Ben Ray discusses 'Already Home', the latest release by The Rheingans Sisters

There is something wonderfully unearthly and ethereal about Anna and Rowan Rheingans’ music: one cannot help but get the feeling of being almost lifted up by their beautiful voices and soft harmonies. ‘Already Home’, their second album, shows a confident and experimental approach to folk music. Using their skills on a wide range of instruments, from Jew’s harp, banister and feet to the sound of birdsong and rain, they weave a tapestry that is not only technically but aesthetically beautiful- each tune leads smoothly into the next in such a way that one can’t help but listen to the album in a single sitting.

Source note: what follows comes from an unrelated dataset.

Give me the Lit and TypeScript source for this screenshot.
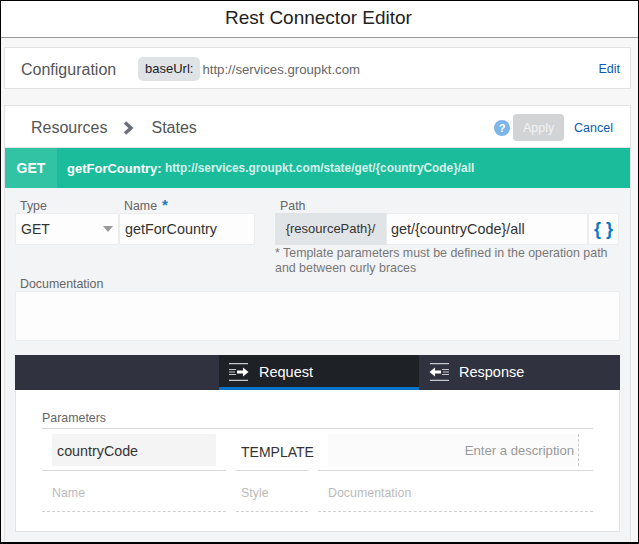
import { LitElement, html, css } from 'lit';
import { customElement } from 'lit/decorators.js';

@customElement('app-root')
export class AppRoot extends LitElement {
  static styles = css`
    :host {
      display: block;
      width: 639px;
      height: 544px;
      overflow: hidden;
      box-sizing: border-box;
      border: 1px solid #000;
      border-bottom-width: 2px;
      background: #f7f7f7;
      font-family: 'Liberation Sans', Arial, sans-serif;
      color: #333;
    }
    .title {
      height: 37px;
      box-sizing: border-box;
      background: #fff;
      border-bottom: 1px solid #999;
      padding-right: 2px;
      text-align: center;
      font-size: 19px;
      line-height: 34px;
      color: #222;
    }
    .config {
      margin: 9px 7px 0 3px;
      height: 42px;
      box-sizing: border-box;
      background: #fff;
      border: 1px solid #e3e3e3;
      display: flex;
      align-items: center;
      padding: 2px 10px 0 16px;
    }
    .config-label {
      font-size: 16px;
      line-height: 20px;
      padding-top: 1px;
      color: #555;
      width: 117px;
    }
    .chip {
      background: #e0e3e6;
      border-radius: 5px;
      height: 24px;
      line-height: 24px;
      padding: 0 7px;
      font-size: 13px;
      color: #222;
      margin-right: 3px;
    }
    .config-url {
      font-size: 13.2px;
      margin-left: -1px;
      color: #666;
      flex: 1;
    }
    a {
      color: #0a5bb0;
      font-size: 12.5px;
    }
    .main {
      margin: 16px 7px 0 3px;
      border: 1px solid #e3e3e3;
      border-bottom: none;
      background: #f3f4f6;
      height: 438px;
      box-sizing: border-box;
    }
    .crumbs {
      height: 42px;
      box-sizing: border-box;
      background: #fff;
      border-bottom: 1px solid #e3e3e3;
      display: flex;
      align-items: center;
      padding: 2px 17px 0 26px;
      font-size: 16px;
      color: #555;
    }
    .crumbs svg {
      margin: 0 17px 0 16px;
    }
    .spacer {
      flex: 1;
    }
    .help {
      width: 16px;
      height: 16px;
      border-radius: 50%;
      background: #7cb5e8;
      color: #fff;
      font-size: 11px;
      font-weight: 700;
      text-align: center;
      line-height: 16px;
      margin-right: 3px;
    }
    .apply {
      width: 51px;
      height: 27px;
      line-height: 28px;
      text-align: center;
      background: #d2d3d5;
      color: #f2f2f2;
      border-radius: 4px;
      font-size: 12.5px;
      margin-right: 10px;
    }
    .method {
      height: 40px;
      background: #1bbc9b;
      display: flex;
      align-items: center;
      color: #fff;
      font-weight: 700;
    }
    .verb {
      width: 52px;
      height: 40px;
      line-height: 40px;
      background: #32c3a5;
      text-align: center;
      font-size: 14px;
      margin-right: 10px;
    }
    .op {
      font-size: 13px;
    }
    .op-url {
      font-size: 11.85px;
      color: #d5f3ec;
    }
    .form {
      display: flex;
      padding: 0 10px;
    }
    .field-label {
      font-size: 12.4px;
      color: #666;
      height: 15px;
      line-height: 17px;
      margin-left: 5px;
    }
    .star {
      color: #1a7cb8;
      font-size: 15px;
      font-weight: 700;
      margin-left: 5px;
      line-height: 10px;
    }
    .type-col {
      margin-top: 10px;
      width: 104px;
    }
    .name-col {
      margin-top: 10px;
      width: 136px;
    }
    .box {
      height: 32px;
      box-sizing: border-box;
      background: #fdfdfe;
      border: 1px solid #ebecee;
      border-radius: 2px;
      display: flex;
      align-items: center;
      font-size: 14.4px;
      color: #333;
      padding: 0 5px;
    }
    .type-box {
      font-size: 14px;
    }
    .caret {
      margin-left: auto;
      width: 0;
      height: 0;
      border-left: 5px solid transparent;
      border-right: 5px solid transparent;
      border-top: 6px solid #999;
    }
    .path-col {
      margin-top: 10px;
      margin-left: 20px;
      width: 344px;
    }
    .path-row {
      display: flex;
    }
    .prefix {
      width: 111px;
      height: 32px;
      line-height: 32px;
      background: #e0e4e6;
      font-size: 13px;
      text-align: center;
      color: #333;
    }
    .path-input {
      flex: 1;
      padding-left: 4px;
    }
    .braces {
      width: 31px;
      justify-content: center;
      padding: 0;
      color: #0a78c8;
      font-weight: 700;
      font-size: 18px;
    }
    .hint {
      font-size: 12.4px;
      line-height: 15px;
      color: #777;
      margin-top: 1px;
    }
    .doc {
      padding: 0 10px;
    }
    .doc-box {
      height: 50px;
      box-sizing: border-box;
      background: #fdfdfe;
      border: 1px solid #ebecee;
      border-radius: 2px;
    }
    .tabs {
      margin: 14px 10px 0;
      height: 35px;
      background: #30323f;
      display: flex;
      padding-left: 204px;
    }
    .tab {
      width: 200px;
      box-sizing: border-box;
      display: flex;
      align-items: center;
      padding: 1px 0 0 10px;
      border-bottom: 3px solid transparent;
      gap: 10px;
      color: #fff;
      font-size: 14.5px;
    }
    .tab.active {
      background: #1e2226;
      border-bottom-color: #0a72c8;
    }
    .panel {
      margin: 0 10px;
      height: 142px;
      box-sizing: border-box;
      background: #fff;
      border: 1px solid #e3e3e3;
      border-top: none;
      padding: 20px 26px 0;
    }
    .params-title {
      font-size: 12.4px;
      height: 14px;
      line-height: 16px;
      color: #666;
      padding-bottom: 4px;
      border-bottom: 1px solid #d8d8d8;
    }
    .row {
      display: grid;
      grid-template-columns: 184px 72px 1fr;
      column-gap: 10px;
    }
    .cell {
      height: 42px;
      box-sizing: border-box;
      border-bottom: 1px solid #d8d8d8;
      padding-top: 5px;
      font-size: 14px;
      color: #333;
    }
    .name-cell {
      height: 32px;
      width: 164px;
      margin-left: 10px;
      background: #f4f4f4;
      border-radius: 2px;
      line-height: 34px;
      font-size: 14.3px;
      padding-left: 5px;
      box-sizing: border-box;
    }
    .style-cell {
      line-height: 36px;
      padding-left: 5px;
      white-space: nowrap;
    }
    .desc-wrap {
      height: 32px;
      background: #fbfbfb;
      border-right: 1px dashed #ccc;
      line-height: 34px;
      text-align: right;
      padding-right: 4px;
      color: #999;
      font-size: 13.1px;
      margin-left: 10px;
      margin-right: 14px;
    }
    .foot {
      height: 41px;
      box-sizing: border-box;
      border-bottom: 1px dashed #d0d0d0;
      font-size: 12.4px;
      line-height: 45px;
      color: #bbb;
      padding-left: 10px;
    }
    .foot.style {
      padding-left: 5px;
    }
  `;

  render() {
    return html`
      <div class="title">Rest Connector Editor</div>
      <div class="config">
        <span class="config-label">Configuration</span>
        <span class="chip">baseUrl:</span>
        <span class="config-url">http://services.groupkt.com</span>
        <a>Edit</a>
      </div>
      <div class="main">
        <div class="crumbs">
          <span>Resources</span>
          <svg width="11" height="14" viewBox="0 0 11 14">
            <path d="M2 1.5 L8 7 L2 12.5" fill="none" stroke="#6b6f78" stroke-width="3.4" />
          </svg>
          <span>States</span>
          <span class="spacer"></span>
          <span class="help">?</span>
          <span class="apply">Apply</span>
          <a>Cancel</a>
        </div>
        <div class="method">
          <span class="verb">GET</span>
          <span class="op">getForCountry:</span>
          <span class="op-url">&nbsp;http://services.groupkt.com/state/get/{countryCode}/all</span>
        </div>
        <div class="form">
          <div class="type-col">
            <div class="field-label">Type</div>
            <div class="box type-box">GET<span class="caret"></span></div>
          </div>
          <div class="name-col">
            <div class="field-label">Name<span class="star">*</span></div>
            <div class="box">getForCountry</div>
          </div>
          <div class="path-col">
            <div class="field-label">Path</div>
            <div class="path-row">
              <div class="prefix">{resourcePath}/</div>
              <div class="box path-input">get/{countryCode}/all</div>
              <div class="box braces">{ }</div>
            </div>
            <div class="hint">* Template parameters must be defined in the operation path<br />and between curly braces</div>
          </div>
        </div>
        <div class="doc">
          <div class="field-label">Documentation</div>
          <div class="doc-box"></div>
        </div>
        <div class="tabs">
          <div class="tab active">
            <svg width="20" height="18" viewBox="0 0 20 18">
              <path d="M0 .7H19M0 17.3H19M0 6.5H7M0 9H6M0 11.5H7" stroke="#c8c8cc" stroke-width="1.2" fill="none" />
              <path d="M8 7.5H14V4.5L19.5 9L14 13.5V10.5H8Z" fill="#fff" />
            </svg>
            <span>Request</span>
          </div>
          <div class="tab">
            <svg width="20" height="18" viewBox="0 0 20 18">
              <path d="M1 .7H20M1 17.3H20M13 6.5H20M14 9H20M13 11.5H20" stroke="#c8c8cc" stroke-width="1.2" fill="none" />
              <path d="M12 7.5H6V4.5L.5 9L6 13.5V10.5H12Z" fill="#fff" />
            </svg>
            <span>Response</span>
          </div>
        </div>
        <div class="panel">
          <div class="params-title">Parameters</div>
          <div class="row">
            <div class="cell"><div class="name-cell">countryCode</div></div>
            <div class="cell style-cell">TEMPLATE</div>
            <div class="cell"><div class="desc-wrap">Enter a description</div></div>
          </div>
          <div class="row">
            <div class="foot">Name</div>
            <div class="foot style">Style</div>
            <div class="foot">Documentation</div>
          </div>
        </div>
      </div>
    `;
  }
}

Designed to ‘explore the links between music rooted in different places, between old songs and new and between two players of distinct style and difference’, this album presents varied layers of interest the more one listens to it. In a mixture of traditional song and original composition, Anna and Rowan jump from a hypnotising polska to a beguiling bourree from the Artenes region of Auvergne. This versatility and breadth of style is nothing less than to be expected from the Rheingans Sisters: Anna lives in southern France and has gained a 1st class diploma from the Conservatioire Occitan, whilst Rowan is part of the highly acclaimed trio Lady Maisery and has worked with some of the best folk musicians currently playing. Whilst they have spent much time apart, their close connection is clearly there in the music- the fact that their father has is a violin-maker and they both use his instruments in these recordings gives a sense of just how personal and intimate this music is. Many of the traditional songs have been taught to them or w picked up, whilst the original tunes are often written in response to a life event: ‘Sjung I Stilla’ is a Swedish hymn sung in the Rheingans’ school choir, whilst ‘Dancing in the Cow Shed’ was written by Rowan after being inspired by the spring in West Yorkshire. With each track containing a backstory and a heritage that is explained in detail within the beautiful fold-out album cover, ‘Already Home’ becomes a conversation between the reader and the listener.

The album is full of wonderful surprises too- whether it be the slightly off-beat percussion in the French dance tune ‘Banjo Branle’ or the beautiful banjo accompaniment of ‘Slangpolska Pour Une Auvergnate’, everywhere you turn in this music there is a new aspect to admire and enjoy. And, with the far-reaching geographical range in this album, it is fitting that the well-titled ‘Already Home’ ends the track ‘Keep The Whole Thing Turning’, a song ‘inspired by the universal desire… to carry on dancing’. There is much to dance about, and much to celebrate, in The Rheingans Sisters’ latest work.